Inorganic Hydrogels can be Flexible and Highly Extensible
Tongming Zhou, Yan Wang, Jiu-Long Zhou, Lifeng Yao, Ke He, Lixun Chen, Song Zhang, Hong Liu, Xiaodong Chen, Shuxun Cui
Abstract
Abstract Inorganic hydrogels have great potential in many applications as sustainable materials, but lack flexibility due to rigid network structures. Here, a novel strategy is proposed—an inorganic polymer hydrogel, prepared by crosslinking long‐chain polyphosphate (LPP) with M 2+ ions (Ca 2+ , Mn 2+ , Mg 2+ , Ni 2+ ), which effectively address the rigidity and fragility issues commonly associated with traditional inorganic gels.
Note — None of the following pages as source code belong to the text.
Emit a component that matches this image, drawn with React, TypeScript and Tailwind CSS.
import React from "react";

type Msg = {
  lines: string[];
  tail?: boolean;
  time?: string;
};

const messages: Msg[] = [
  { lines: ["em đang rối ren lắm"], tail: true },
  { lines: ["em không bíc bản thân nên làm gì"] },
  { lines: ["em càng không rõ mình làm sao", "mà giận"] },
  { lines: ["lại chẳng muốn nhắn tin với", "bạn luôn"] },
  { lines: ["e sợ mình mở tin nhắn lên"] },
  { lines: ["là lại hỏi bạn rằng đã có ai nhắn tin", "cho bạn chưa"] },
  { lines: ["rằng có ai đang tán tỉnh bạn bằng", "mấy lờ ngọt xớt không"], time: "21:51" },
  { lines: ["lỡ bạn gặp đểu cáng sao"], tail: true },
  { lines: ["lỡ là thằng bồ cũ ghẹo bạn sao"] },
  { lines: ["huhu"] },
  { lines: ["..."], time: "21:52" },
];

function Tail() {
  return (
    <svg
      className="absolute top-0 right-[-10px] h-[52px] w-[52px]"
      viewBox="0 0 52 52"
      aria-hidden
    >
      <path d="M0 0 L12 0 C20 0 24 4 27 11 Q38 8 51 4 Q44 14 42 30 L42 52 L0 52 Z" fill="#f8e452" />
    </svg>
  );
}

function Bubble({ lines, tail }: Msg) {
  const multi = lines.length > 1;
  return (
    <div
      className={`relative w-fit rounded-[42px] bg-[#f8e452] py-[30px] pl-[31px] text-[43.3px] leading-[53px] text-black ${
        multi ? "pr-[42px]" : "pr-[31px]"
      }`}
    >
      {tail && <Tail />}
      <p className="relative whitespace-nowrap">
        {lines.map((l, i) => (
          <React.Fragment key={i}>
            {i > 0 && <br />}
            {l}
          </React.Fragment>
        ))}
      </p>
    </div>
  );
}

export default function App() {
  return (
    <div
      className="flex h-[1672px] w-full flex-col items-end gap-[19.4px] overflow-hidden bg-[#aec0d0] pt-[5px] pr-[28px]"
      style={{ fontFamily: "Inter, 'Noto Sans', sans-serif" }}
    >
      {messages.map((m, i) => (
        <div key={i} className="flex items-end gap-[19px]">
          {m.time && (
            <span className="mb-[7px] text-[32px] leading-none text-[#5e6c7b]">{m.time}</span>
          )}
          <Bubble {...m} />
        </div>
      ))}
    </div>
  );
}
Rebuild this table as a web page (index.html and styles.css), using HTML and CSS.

With the most stable hydration shell among those ions, Ni 2+ tends to interact indirectly with LPP through hydrogen bonds rather than coordination bonds. The unique Ni 2+ ‐phosphate interaction endows the Ni‐LPP hydrogels with ultrahigh elongation at break (≈15 000×). Further experiments reveal that the Ni 2+ ‐phosphate motif can be applied to other hydrogels as an extension enhancement factor. The highly extensible, good conductive (1.06 ± 0.08 S m −1 ), self‐healing (within 30 s and without stimulation), arbitrarily shapeable, and nonflammable Ni‐LPP inorganic hydrogel indicates a bright future in flexible electronics, environmental remediation, and beyond.